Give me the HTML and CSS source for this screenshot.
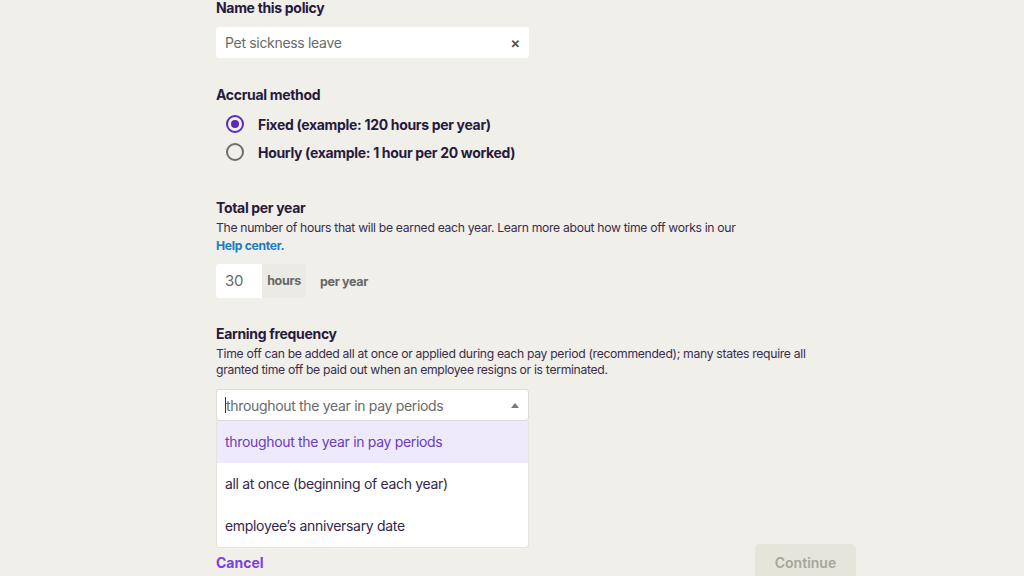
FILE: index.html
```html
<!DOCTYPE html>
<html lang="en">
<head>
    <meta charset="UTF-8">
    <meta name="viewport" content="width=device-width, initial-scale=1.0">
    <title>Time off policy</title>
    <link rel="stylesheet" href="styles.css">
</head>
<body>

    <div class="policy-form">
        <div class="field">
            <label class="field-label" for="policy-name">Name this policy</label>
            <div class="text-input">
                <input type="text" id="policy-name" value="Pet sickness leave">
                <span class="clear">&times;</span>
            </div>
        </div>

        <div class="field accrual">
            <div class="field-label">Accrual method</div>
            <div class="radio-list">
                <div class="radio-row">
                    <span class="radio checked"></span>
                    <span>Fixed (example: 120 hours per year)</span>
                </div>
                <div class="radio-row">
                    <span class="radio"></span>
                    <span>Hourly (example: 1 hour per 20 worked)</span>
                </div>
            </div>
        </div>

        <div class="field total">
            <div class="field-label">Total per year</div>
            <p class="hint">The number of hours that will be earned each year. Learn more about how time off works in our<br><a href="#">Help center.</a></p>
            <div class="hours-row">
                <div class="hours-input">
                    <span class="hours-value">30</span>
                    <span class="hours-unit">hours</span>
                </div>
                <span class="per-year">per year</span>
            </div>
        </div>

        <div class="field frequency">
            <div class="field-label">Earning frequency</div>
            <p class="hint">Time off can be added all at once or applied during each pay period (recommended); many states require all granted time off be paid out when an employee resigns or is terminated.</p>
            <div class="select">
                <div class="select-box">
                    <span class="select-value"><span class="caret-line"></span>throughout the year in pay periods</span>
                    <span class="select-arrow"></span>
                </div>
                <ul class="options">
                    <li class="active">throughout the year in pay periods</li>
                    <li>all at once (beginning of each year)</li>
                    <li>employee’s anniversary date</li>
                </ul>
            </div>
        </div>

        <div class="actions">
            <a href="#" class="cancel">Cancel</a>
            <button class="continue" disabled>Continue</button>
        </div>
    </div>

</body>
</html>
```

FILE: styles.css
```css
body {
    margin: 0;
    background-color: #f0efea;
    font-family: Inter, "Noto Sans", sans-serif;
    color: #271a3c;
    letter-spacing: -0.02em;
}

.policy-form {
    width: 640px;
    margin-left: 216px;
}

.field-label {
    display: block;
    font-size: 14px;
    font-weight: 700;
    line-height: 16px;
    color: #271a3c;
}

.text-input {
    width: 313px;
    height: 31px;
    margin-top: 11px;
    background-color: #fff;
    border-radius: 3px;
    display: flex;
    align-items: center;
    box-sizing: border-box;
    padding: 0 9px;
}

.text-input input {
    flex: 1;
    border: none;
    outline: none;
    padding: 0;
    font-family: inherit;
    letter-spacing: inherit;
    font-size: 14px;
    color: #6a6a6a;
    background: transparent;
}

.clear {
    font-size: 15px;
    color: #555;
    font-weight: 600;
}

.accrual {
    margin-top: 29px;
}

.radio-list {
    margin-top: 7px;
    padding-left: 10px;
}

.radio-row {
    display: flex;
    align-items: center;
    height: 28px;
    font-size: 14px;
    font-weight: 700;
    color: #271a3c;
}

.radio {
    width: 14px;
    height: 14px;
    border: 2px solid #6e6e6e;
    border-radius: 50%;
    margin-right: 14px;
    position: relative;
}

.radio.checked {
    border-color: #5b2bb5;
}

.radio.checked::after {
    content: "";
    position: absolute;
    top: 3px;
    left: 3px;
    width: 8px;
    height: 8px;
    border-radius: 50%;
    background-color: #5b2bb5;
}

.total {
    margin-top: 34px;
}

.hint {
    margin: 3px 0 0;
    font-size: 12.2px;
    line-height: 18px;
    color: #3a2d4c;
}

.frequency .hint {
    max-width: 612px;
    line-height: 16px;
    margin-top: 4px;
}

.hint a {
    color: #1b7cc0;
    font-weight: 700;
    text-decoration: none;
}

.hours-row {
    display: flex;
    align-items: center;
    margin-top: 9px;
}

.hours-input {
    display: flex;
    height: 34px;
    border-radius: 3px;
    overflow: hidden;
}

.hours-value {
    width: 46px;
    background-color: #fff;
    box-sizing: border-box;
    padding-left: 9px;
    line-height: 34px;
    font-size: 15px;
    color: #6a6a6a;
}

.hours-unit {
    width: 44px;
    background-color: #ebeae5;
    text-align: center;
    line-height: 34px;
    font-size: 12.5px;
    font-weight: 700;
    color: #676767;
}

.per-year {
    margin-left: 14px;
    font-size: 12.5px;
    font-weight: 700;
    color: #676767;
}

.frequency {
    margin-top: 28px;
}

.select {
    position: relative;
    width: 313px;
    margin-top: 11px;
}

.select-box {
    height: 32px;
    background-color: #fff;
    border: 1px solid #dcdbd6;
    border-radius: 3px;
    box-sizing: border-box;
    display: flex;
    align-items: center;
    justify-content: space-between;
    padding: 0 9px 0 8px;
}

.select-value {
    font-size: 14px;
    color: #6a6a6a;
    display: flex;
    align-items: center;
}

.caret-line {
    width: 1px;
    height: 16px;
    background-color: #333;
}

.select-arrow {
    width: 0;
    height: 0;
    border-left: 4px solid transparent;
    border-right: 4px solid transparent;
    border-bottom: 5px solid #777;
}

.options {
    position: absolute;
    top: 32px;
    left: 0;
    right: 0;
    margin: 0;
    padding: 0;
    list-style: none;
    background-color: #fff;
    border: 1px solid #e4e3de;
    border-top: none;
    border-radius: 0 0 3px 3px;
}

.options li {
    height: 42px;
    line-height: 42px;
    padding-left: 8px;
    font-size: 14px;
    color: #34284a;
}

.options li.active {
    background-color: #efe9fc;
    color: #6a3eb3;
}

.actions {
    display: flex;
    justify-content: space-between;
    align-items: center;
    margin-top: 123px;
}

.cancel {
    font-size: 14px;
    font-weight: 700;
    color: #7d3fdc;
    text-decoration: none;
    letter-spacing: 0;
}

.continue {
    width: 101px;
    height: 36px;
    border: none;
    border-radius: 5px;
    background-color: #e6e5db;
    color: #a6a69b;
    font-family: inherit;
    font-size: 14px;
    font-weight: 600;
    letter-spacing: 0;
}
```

**WORK INSTRUCTIONS**.
Retype everything in the material word for word, minus pictures.

**THE ANSWER**.
Give me the HTML and CSS source for this screenshot.
FILE: index.html
```html
<!DOCTYPE html>
<html lang="en">
<head>
    <meta charset="UTF-8">
    <meta name="viewport" content="width=device-width, initial-scale=1.0">
    <title>Time off policy</title>
    <link rel="stylesheet" href="styles.css">
</head>
<body>

    <div class="policy-form">
        <div class="field">
            <label class="field-label" for="policy-name">Name this policy</label>
            <div class="text-input">
                <input type="text" id="policy-name" value="Pet sickness leave">
                <span class="clear">&times;</span>
            </div>
        </div>

        <div class="field accrual">
            <div class="field-label">Accrual method</div>
            <div class="radio-list">
                <div class="radio-row">
                    <span class="radio checked"></span>
                    <span>Fixed (example: 120 hours per year)</span>
                </div>
                <div class="radio-row">
                    <span class="radio"></span>
                    <span>Hourly (example: 1 hour per 20 worked)</span>
                </div>
            </div>
        </div>

        <div class="field total">
            <div class="field-label">Total per year</div>
            <p class="hint">The number of hours that will be earned each year. Learn more about how time off works in our<br><a href="#">Help center.</a></p>
            <div class="hours-row">
                <div class="hours-input">
                    <span class="hours-value">30</span>
                    <span class="hours-unit">hours</span>
                </div>
                <span class="per-year">per year</span>
            </div>
        </div>

        <div class="field frequency">
            <div class="field-label">Earning frequency</div>
            <p class="hint">Time off can be added all at once or applied during each pay period (recommended); many states require all granted time off be paid out when an employee resigns or is terminated.</p>
            <div class="select">
                <div class="select-box">
                    <span class="select-value"><span class="caret-line"></span>throughout the year in pay periods</span>
                    <span class="select-arrow"></span>
                </div>
                <ul class="options">
                    <li class="active">throughout the year in pay periods</li>
                    <li>all at once (beginning of each year)</li>
                    <li>employee’s anniversary date</li>
                </ul>
            </div>
        </div>

        <div class="actions">
            <a href="#" class="cancel">Cancel</a>
            <button class="continue" disabled>Continue</button>
        </div>
    </div>

</body>
</html>
```

FILE: styles.css
```css
body {
    margin: 0;
    background-color: #f0efea;
    font-family: Inter, "Noto Sans", sans-serif;
    color: #271a3c;
    letter-spacing: -0.02em;
}

.policy-form {
    width: 640px;
    margin-left: 216px;
}

.field-label {
    display: block;
    font-size: 14px;
    font-weight: 700;
    line-height: 16px;
    color: #271a3c;
}

.text-input {
    width: 313px;
    height: 31px;
    margin-top: 11px;
    background-color: #fff;
    border-radius: 3px;
    display: flex;
    align-items: center;
    box-sizing: border-box;
    padding: 0 9px;
}

.text-input input {
    flex: 1;
    border: none;
    outline: none;
    padding: 0;
    font-family: inherit;
    letter-spacing: inherit;
    font-size: 14px;
    color: #6a6a6a;
    background: transparent;
}

.clear {
    font-size: 15px;
    color: #555;
    font-weight: 600;
}

.accrual {
    margin-top: 29px;
}

.radio-list {
    margin-top: 7px;
    padding-left: 10px;
}

.radio-row {
    display: flex;
    align-items: center;
    height: 28px;
    font-size: 14px;
    font-weight: 700;
    color: #271a3c;
}

.radio {
    width: 14px;
    height: 14px;
    border: 2px solid #6e6e6e;
    border-radius: 50%;
    margin-right: 14px;
    position: relative;
}

.radio.checked {
    border-color: #5b2bb5;
}

.radio.checked::after {
    content: "";
    position: absolute;
    top: 3px;
    left: 3px;
    width: 8px;
    height: 8px;
    border-radius: 50%;
    background-color: #5b2bb5;
}

.total {
    margin-top: 34px;
}

.hint {
    margin: 3px 0 0;
    font-size: 12.2px;
    line-height: 18px;
    color: #3a2d4c;
}

.frequency .hint {
    max-width: 612px;
    line-height: 16px;
    margin-top: 4px;
}

.hint a {
    color: #1b7cc0;
    font-weight: 700;
    text-decoration: none;
}

.hours-row {
    display: flex;
    align-items: center;
    margin-top: 9px;
}

.hours-input {
    display: flex;
    height: 34px;
    border-radius: 3px;
    overflow: hidden;
}

.hours-value {
    width: 46px;
    background-color: #fff;
    box-sizing: border-box;
    padding-left: 9px;
    line-height: 34px;
    font-size: 15px;
    color: #6a6a6a;
}

.hours-unit {
    width: 44px;
    background-color: #ebeae5;
    text-align: center;
    line-height: 34px;
    font-size: 12.5px;
    font-weight: 700;
    color: #676767;
}

.per-year {
    margin-left: 14px;
    font-size: 12.5px;
    font-weight: 700;
    color: #676767;
}

.frequency {
    margin-top: 28px;
}

.select {
    position: relative;
    width: 313px;
    margin-top: 11px;
}

.select-box {
    height: 32px;
    background-color: #fff;
    border: 1px solid #dcdbd6;
    border-radius: 3px;
    box-sizing: border-box;
    display: flex;
    align-items: center;
    justify-content: space-between;
    padding: 0 9px 0 8px;
}

.select-value {
    font-size: 14px;
    color: #6a6a6a;
    display: flex;
    align-items: center;
}

.caret-line {
    width: 1px;
    height: 16px;
    background-color: #333;
}

.select-arrow {
    width: 0;
    height: 0;
    border-left: 4px solid transparent;
    border-right: 4px solid transparent;
    border-bottom: 5px solid #777;
}

.options {
    position: absolute;
    top: 32px;
    left: 0;
    right: 0;
    margin: 0;
    padding: 0;
    list-style: none;
    background-color: #fff;
    border: 1px solid #e4e3de;
    border-top: none;
    border-radius: 0 0 3px 3px;
}

.options li {
    height: 42px;
    line-height: 42px;
    padding-left: 8px;
    font-size: 14px;
    color: #34284a;
}

.options li.active {
    background-color: #efe9fc;
    color: #6a3eb3;
}

.actions {
    display: flex;
    justify-content: space-between;
    align-items: center;
    margin-top: 123px;
}

.cancel {
    font-size: 14px;
    font-weight: 700;
    color: #7d3fdc;
    text-decoration: none;
    letter-spacing: 0;
}

.continue {
    width: 101px;
    height: 36px;
    border: none;
    border-radius: 5px;
    background-color: #e6e5db;
    color: #a6a69b;
    font-family: inherit;
    font-size: 14px;
    font-weight: 600;
    letter-spacing: 0;
}
```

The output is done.